Had evil Hamas not started this horrible round of war, the Gazans would still be oppressed by Israel.

Compare and contrast, how much worse are conditions for Gazans compared to the Palestinians of the West Bank.

Simple logic shows how awful Hamas is for Gazans.

Hamas actions show how evil they are.

I agree that this is the crux of the matter (that is, the discriminatory and oppressive policies towards Gazans and Palestinians in the last few decades of Israeli government), or at least one of the cruxes (the other being Hamas and other terrorists’ targeting of civilians in Israel), but that’s not Hamas’s grievance. Hamas’s grievance is the existence of Israel.

The two statements aren’t mutually exclusive or contradictory. It can be (and AFAICT is) simultaneously true that Hamas is a destructive terror organization that is very detrimental to the Gazans it governs, and that Gazans and other Palestinians are unjustly oppressed by Israel, and would be even if Hamas didn’t exist.

No actions on Israel’s part can in any way justify the heinous terror attacks by Hamas, but it’s no use pretending that terror attacks are the only reason that Israel persistently denies Palestinians rights and sovereignty.

Well, many of them would still be alive if Hamas had not decided to murder Israeli civilians and kidnap women and children.

Hamas does not give two tiny shits about the civilian population of Gaza.

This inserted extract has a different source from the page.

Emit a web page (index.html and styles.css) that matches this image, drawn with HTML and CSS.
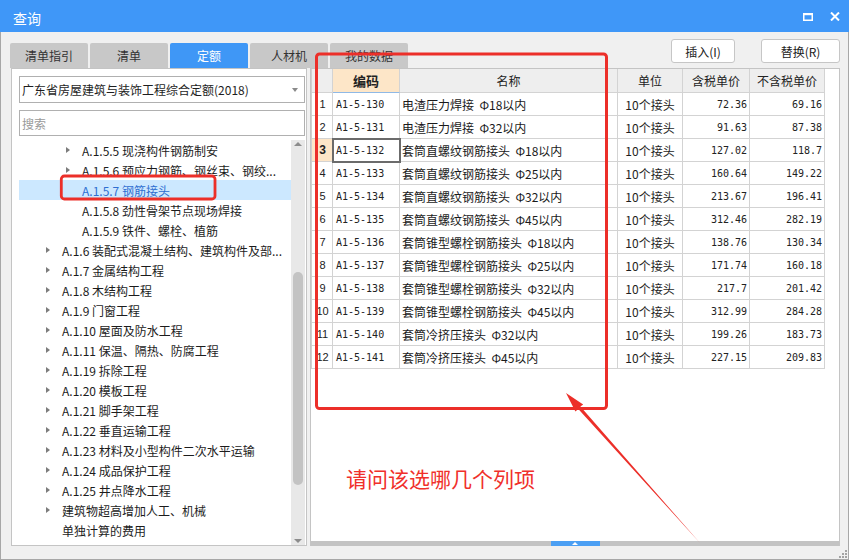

In fact, their overarching strategy is to try to get as many of them killed as possible, in order to develop sympathy among the gullible, which will then lead to more money flowing into their coffers.

Hamas may have as their principle goal: The eradication and extermination of every Jew on the planet, but their secondary goal is to enrich themselves.

Not arguing that. But answer my question, aren’t the other Palestinians not under Hamas much better off.

Hamas must be ended. Their rule broken and the Gazans freed from these terrorists.

People have been saying something to the effect of “Hamas must be destroyed” here (obviously echoing what Israel’s stated goals are in this conflict) and I still have never seen an adequate explanation for how that is supposed to happen.